+++ LISTING +++

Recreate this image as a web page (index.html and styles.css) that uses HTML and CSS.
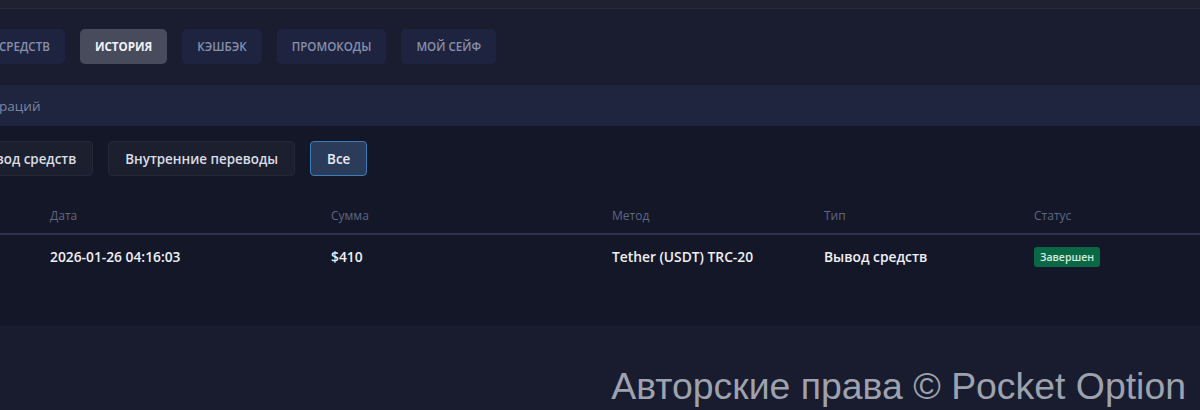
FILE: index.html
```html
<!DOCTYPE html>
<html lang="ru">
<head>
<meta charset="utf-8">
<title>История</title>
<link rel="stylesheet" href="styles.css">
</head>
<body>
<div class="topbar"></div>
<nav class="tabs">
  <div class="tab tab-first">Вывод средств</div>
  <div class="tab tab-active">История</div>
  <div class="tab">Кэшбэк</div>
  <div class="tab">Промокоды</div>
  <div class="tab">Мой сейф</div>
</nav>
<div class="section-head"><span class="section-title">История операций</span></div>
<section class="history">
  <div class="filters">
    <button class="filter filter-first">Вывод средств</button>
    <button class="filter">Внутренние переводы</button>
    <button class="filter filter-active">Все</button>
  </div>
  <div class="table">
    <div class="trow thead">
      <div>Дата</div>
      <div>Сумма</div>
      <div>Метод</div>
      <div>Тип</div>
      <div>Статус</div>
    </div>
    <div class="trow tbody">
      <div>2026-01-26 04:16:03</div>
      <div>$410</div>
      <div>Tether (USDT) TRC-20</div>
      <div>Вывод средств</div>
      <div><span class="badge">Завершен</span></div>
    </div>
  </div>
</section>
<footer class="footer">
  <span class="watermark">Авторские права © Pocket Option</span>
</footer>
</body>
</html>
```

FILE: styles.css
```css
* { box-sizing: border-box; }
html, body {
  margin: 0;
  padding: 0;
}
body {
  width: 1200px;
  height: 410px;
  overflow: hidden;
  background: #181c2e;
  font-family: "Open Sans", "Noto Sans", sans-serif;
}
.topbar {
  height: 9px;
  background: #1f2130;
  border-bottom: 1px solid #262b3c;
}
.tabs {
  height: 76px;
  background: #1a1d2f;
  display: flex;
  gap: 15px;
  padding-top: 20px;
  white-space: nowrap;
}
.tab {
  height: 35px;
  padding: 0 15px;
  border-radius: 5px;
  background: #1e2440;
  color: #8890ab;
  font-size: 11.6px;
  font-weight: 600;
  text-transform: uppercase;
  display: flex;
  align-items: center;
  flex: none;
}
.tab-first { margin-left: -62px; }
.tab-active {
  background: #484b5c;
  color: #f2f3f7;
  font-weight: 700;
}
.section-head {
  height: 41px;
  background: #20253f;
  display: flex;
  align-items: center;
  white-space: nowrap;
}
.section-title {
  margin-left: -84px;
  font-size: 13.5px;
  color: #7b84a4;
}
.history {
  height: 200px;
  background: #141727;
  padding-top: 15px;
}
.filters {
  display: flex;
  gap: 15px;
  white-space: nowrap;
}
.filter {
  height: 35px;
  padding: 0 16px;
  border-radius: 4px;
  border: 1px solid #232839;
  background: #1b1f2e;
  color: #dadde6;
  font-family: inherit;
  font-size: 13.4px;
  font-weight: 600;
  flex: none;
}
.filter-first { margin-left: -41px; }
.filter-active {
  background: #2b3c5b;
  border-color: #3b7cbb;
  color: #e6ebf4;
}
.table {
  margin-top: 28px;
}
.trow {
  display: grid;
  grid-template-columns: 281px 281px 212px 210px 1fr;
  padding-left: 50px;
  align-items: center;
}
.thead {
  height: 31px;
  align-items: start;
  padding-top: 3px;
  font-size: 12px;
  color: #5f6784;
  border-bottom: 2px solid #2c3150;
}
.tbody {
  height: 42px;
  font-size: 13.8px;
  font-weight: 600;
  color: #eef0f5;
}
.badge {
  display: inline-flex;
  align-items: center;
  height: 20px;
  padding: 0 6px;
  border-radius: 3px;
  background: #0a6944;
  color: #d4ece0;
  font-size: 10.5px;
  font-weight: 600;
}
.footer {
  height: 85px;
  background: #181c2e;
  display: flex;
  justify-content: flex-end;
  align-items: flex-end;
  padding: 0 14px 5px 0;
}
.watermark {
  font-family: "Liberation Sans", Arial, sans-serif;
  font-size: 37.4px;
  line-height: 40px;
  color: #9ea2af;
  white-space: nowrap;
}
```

+++
+++ LISTING +++

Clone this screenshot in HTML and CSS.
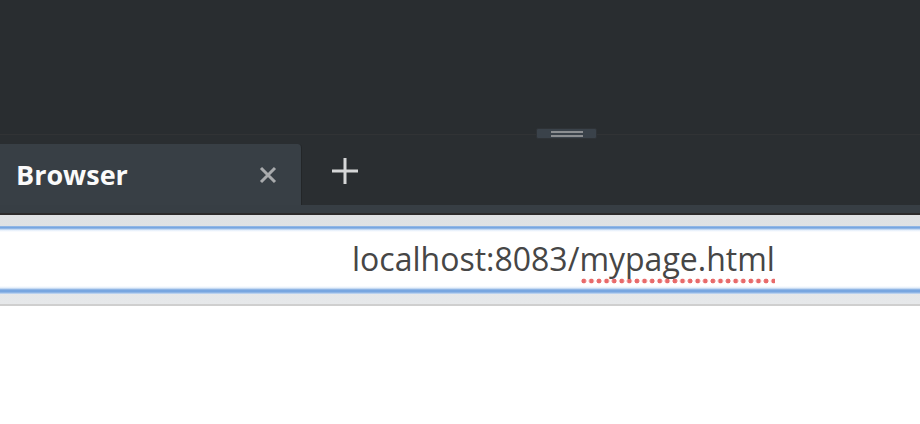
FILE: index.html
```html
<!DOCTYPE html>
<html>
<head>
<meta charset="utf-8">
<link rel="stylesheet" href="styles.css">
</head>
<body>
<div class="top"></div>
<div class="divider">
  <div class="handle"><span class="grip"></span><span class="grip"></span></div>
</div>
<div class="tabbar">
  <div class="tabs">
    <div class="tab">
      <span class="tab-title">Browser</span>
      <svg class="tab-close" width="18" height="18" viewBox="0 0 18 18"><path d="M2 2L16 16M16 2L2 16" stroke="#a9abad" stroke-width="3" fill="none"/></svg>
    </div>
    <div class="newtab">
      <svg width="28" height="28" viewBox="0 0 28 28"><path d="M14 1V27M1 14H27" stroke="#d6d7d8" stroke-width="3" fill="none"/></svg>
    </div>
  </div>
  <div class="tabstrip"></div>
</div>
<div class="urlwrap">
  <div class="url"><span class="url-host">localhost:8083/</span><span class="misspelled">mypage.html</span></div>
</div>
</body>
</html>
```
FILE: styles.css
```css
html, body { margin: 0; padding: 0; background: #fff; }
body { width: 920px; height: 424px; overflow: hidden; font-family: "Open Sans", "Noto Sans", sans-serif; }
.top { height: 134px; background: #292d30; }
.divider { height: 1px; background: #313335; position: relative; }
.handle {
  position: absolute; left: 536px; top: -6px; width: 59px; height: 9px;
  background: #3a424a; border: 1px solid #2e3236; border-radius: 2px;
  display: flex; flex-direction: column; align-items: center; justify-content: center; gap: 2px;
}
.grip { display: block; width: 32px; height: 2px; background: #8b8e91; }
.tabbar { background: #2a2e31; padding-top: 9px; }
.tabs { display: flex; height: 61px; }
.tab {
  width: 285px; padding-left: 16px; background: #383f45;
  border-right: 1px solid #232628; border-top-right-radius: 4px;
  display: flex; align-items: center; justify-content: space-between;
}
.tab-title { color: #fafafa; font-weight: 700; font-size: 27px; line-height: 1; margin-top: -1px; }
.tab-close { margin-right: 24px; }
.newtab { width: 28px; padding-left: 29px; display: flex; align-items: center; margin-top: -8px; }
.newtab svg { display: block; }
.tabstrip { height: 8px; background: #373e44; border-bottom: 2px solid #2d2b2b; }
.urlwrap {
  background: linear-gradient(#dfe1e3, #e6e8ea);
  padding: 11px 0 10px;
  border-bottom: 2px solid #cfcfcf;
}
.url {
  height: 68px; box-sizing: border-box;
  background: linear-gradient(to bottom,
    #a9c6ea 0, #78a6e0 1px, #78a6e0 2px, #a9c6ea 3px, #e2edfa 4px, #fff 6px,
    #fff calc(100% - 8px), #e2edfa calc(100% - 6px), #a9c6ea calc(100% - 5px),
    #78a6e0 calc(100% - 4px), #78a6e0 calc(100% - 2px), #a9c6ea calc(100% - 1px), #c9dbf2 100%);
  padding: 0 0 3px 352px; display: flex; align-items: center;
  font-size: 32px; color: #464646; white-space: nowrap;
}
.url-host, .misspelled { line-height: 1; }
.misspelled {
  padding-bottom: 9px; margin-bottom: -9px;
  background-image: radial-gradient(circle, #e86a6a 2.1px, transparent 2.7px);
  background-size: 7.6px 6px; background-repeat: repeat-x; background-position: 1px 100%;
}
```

+++
+++ LISTING +++

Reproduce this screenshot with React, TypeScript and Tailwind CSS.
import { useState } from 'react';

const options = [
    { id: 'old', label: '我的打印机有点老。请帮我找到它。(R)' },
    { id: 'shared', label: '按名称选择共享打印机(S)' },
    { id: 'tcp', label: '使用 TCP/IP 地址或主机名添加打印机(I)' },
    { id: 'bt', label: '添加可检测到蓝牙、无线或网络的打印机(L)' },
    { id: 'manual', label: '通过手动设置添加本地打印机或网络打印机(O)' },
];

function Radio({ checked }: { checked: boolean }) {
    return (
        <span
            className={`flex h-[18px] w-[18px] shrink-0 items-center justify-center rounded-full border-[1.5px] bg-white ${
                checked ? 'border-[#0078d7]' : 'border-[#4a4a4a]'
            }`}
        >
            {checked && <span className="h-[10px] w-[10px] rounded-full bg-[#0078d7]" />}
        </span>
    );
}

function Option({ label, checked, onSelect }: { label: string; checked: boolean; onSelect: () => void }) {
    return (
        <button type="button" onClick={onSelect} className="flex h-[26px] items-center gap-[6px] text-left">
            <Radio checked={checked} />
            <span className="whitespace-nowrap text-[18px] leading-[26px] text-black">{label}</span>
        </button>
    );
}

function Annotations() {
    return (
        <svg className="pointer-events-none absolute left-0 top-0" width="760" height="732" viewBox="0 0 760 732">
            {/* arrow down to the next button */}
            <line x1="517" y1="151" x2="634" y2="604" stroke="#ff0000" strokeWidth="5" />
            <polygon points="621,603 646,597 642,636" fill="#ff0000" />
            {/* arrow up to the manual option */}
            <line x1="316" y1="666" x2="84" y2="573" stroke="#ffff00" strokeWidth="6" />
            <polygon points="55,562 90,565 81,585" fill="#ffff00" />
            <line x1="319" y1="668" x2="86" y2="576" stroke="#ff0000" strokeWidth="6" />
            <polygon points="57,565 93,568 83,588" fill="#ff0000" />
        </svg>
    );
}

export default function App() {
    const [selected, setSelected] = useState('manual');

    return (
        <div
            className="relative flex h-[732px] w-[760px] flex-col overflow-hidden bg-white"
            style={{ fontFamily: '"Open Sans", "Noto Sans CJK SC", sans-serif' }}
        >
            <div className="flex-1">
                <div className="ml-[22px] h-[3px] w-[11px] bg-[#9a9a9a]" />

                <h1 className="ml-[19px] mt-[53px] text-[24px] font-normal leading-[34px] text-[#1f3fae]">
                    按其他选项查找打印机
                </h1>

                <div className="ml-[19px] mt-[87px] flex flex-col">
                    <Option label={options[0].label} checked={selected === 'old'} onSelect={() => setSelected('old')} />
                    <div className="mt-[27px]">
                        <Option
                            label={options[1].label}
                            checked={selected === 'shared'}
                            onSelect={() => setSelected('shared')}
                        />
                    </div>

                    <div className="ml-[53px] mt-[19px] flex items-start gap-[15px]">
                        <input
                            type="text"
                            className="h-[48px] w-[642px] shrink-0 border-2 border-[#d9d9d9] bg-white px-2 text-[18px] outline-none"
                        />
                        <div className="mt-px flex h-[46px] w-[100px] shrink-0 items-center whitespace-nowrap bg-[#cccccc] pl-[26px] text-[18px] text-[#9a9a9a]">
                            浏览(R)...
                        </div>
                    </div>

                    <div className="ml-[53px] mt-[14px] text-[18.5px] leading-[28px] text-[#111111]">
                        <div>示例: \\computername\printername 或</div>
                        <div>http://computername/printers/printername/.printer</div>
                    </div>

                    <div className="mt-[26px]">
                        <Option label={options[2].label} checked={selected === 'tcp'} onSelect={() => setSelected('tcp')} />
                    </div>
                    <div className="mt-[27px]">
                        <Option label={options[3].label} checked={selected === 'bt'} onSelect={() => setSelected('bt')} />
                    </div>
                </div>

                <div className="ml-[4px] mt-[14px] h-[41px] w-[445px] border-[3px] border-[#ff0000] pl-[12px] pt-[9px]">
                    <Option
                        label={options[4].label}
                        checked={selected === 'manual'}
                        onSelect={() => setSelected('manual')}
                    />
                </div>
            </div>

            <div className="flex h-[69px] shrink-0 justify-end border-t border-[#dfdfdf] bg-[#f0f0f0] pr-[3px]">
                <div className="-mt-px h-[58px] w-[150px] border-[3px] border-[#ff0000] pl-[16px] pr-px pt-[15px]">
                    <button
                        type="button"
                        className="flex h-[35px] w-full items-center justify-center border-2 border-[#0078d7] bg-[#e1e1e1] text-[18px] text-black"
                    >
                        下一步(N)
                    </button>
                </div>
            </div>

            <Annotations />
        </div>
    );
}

+++

_TASK STATEMENT_: Track down all lines above with the string "image" and copy them.

_EXERCISE SOLUTION_:
Recreate this image as a web page (index.html and styles.css) that uses HTML and CSS.
  background-image: radial-gradient(circle, #e86a6a 2.1px, transparent 2.7px);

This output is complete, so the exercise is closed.